* START Collected data *

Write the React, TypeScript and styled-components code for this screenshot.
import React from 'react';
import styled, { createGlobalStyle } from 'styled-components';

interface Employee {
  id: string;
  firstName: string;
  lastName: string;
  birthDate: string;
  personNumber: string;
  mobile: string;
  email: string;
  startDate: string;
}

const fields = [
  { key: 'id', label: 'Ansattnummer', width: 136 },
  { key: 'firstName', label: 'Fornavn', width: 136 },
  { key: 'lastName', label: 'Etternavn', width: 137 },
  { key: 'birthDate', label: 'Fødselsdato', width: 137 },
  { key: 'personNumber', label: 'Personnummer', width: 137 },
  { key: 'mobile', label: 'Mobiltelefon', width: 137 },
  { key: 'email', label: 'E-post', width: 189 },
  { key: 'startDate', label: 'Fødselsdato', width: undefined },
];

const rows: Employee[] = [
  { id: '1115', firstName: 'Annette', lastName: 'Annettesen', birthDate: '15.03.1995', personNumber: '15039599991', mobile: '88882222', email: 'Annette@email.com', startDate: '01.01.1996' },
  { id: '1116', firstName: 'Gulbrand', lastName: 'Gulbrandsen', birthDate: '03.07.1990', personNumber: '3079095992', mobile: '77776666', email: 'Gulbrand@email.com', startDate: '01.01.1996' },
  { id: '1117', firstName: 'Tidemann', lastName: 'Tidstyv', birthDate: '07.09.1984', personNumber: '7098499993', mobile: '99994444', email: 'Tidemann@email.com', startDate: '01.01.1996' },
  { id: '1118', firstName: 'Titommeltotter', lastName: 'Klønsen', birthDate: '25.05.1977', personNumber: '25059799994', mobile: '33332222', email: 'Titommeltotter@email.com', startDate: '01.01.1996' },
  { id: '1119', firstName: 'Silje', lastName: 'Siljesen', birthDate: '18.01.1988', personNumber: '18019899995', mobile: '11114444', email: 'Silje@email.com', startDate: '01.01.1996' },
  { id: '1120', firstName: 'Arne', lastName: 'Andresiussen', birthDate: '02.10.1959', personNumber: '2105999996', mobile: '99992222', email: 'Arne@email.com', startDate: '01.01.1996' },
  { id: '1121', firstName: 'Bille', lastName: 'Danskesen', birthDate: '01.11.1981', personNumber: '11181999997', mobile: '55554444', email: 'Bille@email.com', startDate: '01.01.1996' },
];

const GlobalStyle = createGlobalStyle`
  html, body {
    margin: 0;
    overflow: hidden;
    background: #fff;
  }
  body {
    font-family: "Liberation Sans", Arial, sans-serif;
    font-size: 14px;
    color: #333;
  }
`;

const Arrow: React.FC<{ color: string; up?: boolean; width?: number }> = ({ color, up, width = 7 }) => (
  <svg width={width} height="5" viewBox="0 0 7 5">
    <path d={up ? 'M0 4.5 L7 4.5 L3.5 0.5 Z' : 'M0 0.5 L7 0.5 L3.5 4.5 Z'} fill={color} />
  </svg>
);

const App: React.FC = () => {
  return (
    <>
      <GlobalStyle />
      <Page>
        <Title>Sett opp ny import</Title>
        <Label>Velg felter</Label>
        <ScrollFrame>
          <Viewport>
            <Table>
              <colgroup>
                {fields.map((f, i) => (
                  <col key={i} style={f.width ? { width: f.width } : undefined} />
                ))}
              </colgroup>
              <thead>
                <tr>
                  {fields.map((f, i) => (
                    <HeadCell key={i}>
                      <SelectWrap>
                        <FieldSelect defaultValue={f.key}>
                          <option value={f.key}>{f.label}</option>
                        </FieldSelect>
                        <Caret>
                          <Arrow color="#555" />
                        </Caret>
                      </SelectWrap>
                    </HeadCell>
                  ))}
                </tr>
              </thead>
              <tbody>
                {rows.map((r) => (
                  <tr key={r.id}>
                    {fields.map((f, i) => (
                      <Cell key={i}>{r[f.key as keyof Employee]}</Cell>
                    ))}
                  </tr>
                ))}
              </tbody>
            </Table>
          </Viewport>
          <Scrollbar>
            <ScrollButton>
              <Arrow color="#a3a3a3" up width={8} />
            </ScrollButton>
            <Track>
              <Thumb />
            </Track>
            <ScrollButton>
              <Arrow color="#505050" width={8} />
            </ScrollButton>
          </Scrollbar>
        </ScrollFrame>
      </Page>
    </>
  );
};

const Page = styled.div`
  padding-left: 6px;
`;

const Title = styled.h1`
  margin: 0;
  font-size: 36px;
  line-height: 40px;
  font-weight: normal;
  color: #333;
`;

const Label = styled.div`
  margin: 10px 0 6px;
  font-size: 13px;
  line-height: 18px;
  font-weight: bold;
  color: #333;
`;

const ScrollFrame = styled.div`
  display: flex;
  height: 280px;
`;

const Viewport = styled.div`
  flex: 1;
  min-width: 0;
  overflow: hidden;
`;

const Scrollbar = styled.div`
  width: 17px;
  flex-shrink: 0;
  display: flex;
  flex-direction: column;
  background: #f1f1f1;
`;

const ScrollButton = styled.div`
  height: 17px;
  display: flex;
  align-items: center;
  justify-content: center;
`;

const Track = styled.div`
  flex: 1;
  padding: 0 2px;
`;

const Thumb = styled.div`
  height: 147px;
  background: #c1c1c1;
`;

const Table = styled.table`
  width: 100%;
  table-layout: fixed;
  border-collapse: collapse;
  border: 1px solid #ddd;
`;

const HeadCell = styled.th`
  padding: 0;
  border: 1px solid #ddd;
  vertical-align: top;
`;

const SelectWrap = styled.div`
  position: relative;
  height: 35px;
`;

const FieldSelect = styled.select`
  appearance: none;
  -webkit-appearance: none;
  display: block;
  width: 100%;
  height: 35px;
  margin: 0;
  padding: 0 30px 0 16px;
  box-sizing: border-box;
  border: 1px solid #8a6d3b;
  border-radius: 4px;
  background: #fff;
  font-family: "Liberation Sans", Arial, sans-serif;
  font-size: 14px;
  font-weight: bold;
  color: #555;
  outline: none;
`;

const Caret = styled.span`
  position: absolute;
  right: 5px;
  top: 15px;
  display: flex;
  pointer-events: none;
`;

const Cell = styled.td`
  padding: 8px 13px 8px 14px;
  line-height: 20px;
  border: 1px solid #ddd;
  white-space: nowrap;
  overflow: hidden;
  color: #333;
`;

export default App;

* END Collected data *

* Written exercise *
Reproduce the data, keeping every line exactly the same.

* Task solution *
Write the React, TypeScript and styled-components code for this screenshot.
import React from 'react';
import styled, { createGlobalStyle } from 'styled-components';

interface Employee {
  id: string;
  firstName: string;
  lastName: string;
  birthDate: string;
  personNumber: string;
  mobile: string;
  email: string;
  startDate: string;
}

const fields = [
  { key: 'id', label: 'Ansattnummer', width: 136 },
  { key: 'firstName', label: 'Fornavn', width: 136 },
  { key: 'lastName', label: 'Etternavn', width: 137 },
  { key: 'birthDate', label: 'Fødselsdato', width: 137 },
  { key: 'personNumber', label: 'Personnummer', width: 137 },
  { key: 'mobile', label: 'Mobiltelefon', width: 137 },
  { key: 'email', label: 'E-post', width: 189 },
  { key: 'startDate', label: 'Fødselsdato', width: undefined },
];

const rows: Employee[] = [
  { id: '1115', firstName: 'Annette', lastName: 'Annettesen', birthDate: '15.03.1995', personNumber: '15039599991', mobile: '88882222', email: 'Annette@email.com', startDate: '01.01.1996' },
  { id: '1116', firstName: 'Gulbrand', lastName: 'Gulbrandsen', birthDate: '03.07.1990', personNumber: '3079095992', mobile: '77776666', email: 'Gulbrand@email.com', startDate: '01.01.1996' },
  { id: '1117', firstName: 'Tidemann', lastName: 'Tidstyv', birthDate: '07.09.1984', personNumber: '7098499993', mobile: '99994444', email: 'Tidemann@email.com', startDate: '01.01.1996' },
  { id: '1118', firstName: 'Titommeltotter', lastName: 'Klønsen', birthDate: '25.05.1977', personNumber: '25059799994', mobile: '33332222', email: 'Titommeltotter@email.com', startDate: '01.01.1996' },
  { id: '1119', firstName: 'Silje', lastName: 'Siljesen', birthDate: '18.01.1988', personNumber: '18019899995', mobile: '11114444', email: 'Silje@email.com', startDate: '01.01.1996' },
  { id: '1120', firstName: 'Arne', lastName: 'Andresiussen', birthDate: '02.10.1959', personNumber: '2105999996', mobile: '99992222', email: 'Arne@email.com', startDate: '01.01.1996' },
  { id: '1121', firstName: 'Bille', lastName: 'Danskesen', birthDate: '01.11.1981', personNumber: '11181999997', mobile: '55554444', email: 'Bille@email.com', startDate: '01.01.1996' },
];

const GlobalStyle = createGlobalStyle`
  html, body {
    margin: 0;
    overflow: hidden;
    background: #fff;
  }
  body {
    font-family: "Liberation Sans", Arial, sans-serif;
    font-size: 14px;
    color: #333;
  }
`;

const Arrow: React.FC<{ color: string; up?: boolean; width?: number }> = ({ color, up, width = 7 }) => (
  <svg width={width} height="5" viewBox="0 0 7 5">
    <path d={up ? 'M0 4.5 L7 4.5 L3.5 0.5 Z' : 'M0 0.5 L7 0.5 L3.5 4.5 Z'} fill={color} />
  </svg>
);

const App: React.FC = () => {
  return (
    <>
      <GlobalStyle />
      <Page>
        <Title>Sett opp ny import</Title>
        <Label>Velg felter</Label>
        <ScrollFrame>
          <Viewport>
            <Table>
              <colgroup>
                {fields.map((f, i) => (
                  <col key={i} style={f.width ? { width: f.width } : undefined} />
                ))}
              </colgroup>
              <thead>
                <tr>
                  {fields.map((f, i) => (
                    <HeadCell key={i}>
                      <SelectWrap>
                        <FieldSelect defaultValue={f.key}>
                          <option value={f.key}>{f.label}</option>
                        </FieldSelect>
                        <Caret>
                          <Arrow color="#555" />
                        </Caret>
                      </SelectWrap>
                    </HeadCell>
                  ))}
                </tr>
              </thead>
              <tbody>
                {rows.map((r) => (
                  <tr key={r.id}>
                    {fields.map((f, i) => (
                      <Cell key={i}>{r[f.key as keyof Employee]}</Cell>
                    ))}
                  </tr>
                ))}
              </tbody>
            </Table>
          </Viewport>
          <Scrollbar>
            <ScrollButton>
              <Arrow color="#a3a3a3" up width={8} />
            </ScrollButton>
            <Track>
              <Thumb />
            </Track>
            <ScrollButton>
              <Arrow color="#505050" width={8} />
            </ScrollButton>
          </Scrollbar>
        </ScrollFrame>
      </Page>
    </>
  );
};

const Page = styled.div`
  padding-left: 6px;
`;

const Title = styled.h1`
  margin: 0;
  font-size: 36px;
  line-height: 40px;
  font-weight: normal;
  color: #333;
`;

const Label = styled.div`
  margin: 10px 0 6px;
  font-size: 13px;
  line-height: 18px;
  font-weight: bold;
  color: #333;
`;

const ScrollFrame = styled.div`
  display: flex;
  height: 280px;
`;

const Viewport = styled.div`
  flex: 1;
  min-width: 0;
  overflow: hidden;
`;

const Scrollbar = styled.div`
  width: 17px;
  flex-shrink: 0;
  display: flex;
  flex-direction: column;
  background: #f1f1f1;
`;

const ScrollButton = styled.div`
  height: 17px;
  display: flex;
  align-items: center;
  justify-content: center;
`;

const Track = styled.div`
  flex: 1;
  padding: 0 2px;
`;

const Thumb = styled.div`
  height: 147px;
  background: #c1c1c1;
`;

const Table = styled.table`
  width: 100%;
  table-layout: fixed;
  border-collapse: collapse;
  border: 1px solid #ddd;
`;

const HeadCell = styled.th`
  padding: 0;
  border: 1px solid #ddd;
  vertical-align: top;
`;

const SelectWrap = styled.div`
  position: relative;
  height: 35px;
`;

const FieldSelect = styled.select`
  appearance: none;
  -webkit-appearance: none;
  display: block;
  width: 100%;
  height: 35px;
  margin: 0;
  padding: 0 30px 0 16px;
  box-sizing: border-box;
  border: 1px solid #8a6d3b;
  border-radius: 4px;
  background: #fff;
  font-family: "Liberation Sans", Arial, sans-serif;
  font-size: 14px;
  font-weight: bold;
  color: #555;
  outline: none;
`;

const Caret = styled.span`
  position: absolute;
  right: 5px;
  top: 15px;
  display: flex;
  pointer-events: none;
`;

const Cell = styled.td`
  padding: 8px 13px 8px 14px;
  line-height: 20px;
  border: 1px solid #ddd;
  white-space: nowrap;
  overflow: hidden;
  color: #333;
`;

export default App;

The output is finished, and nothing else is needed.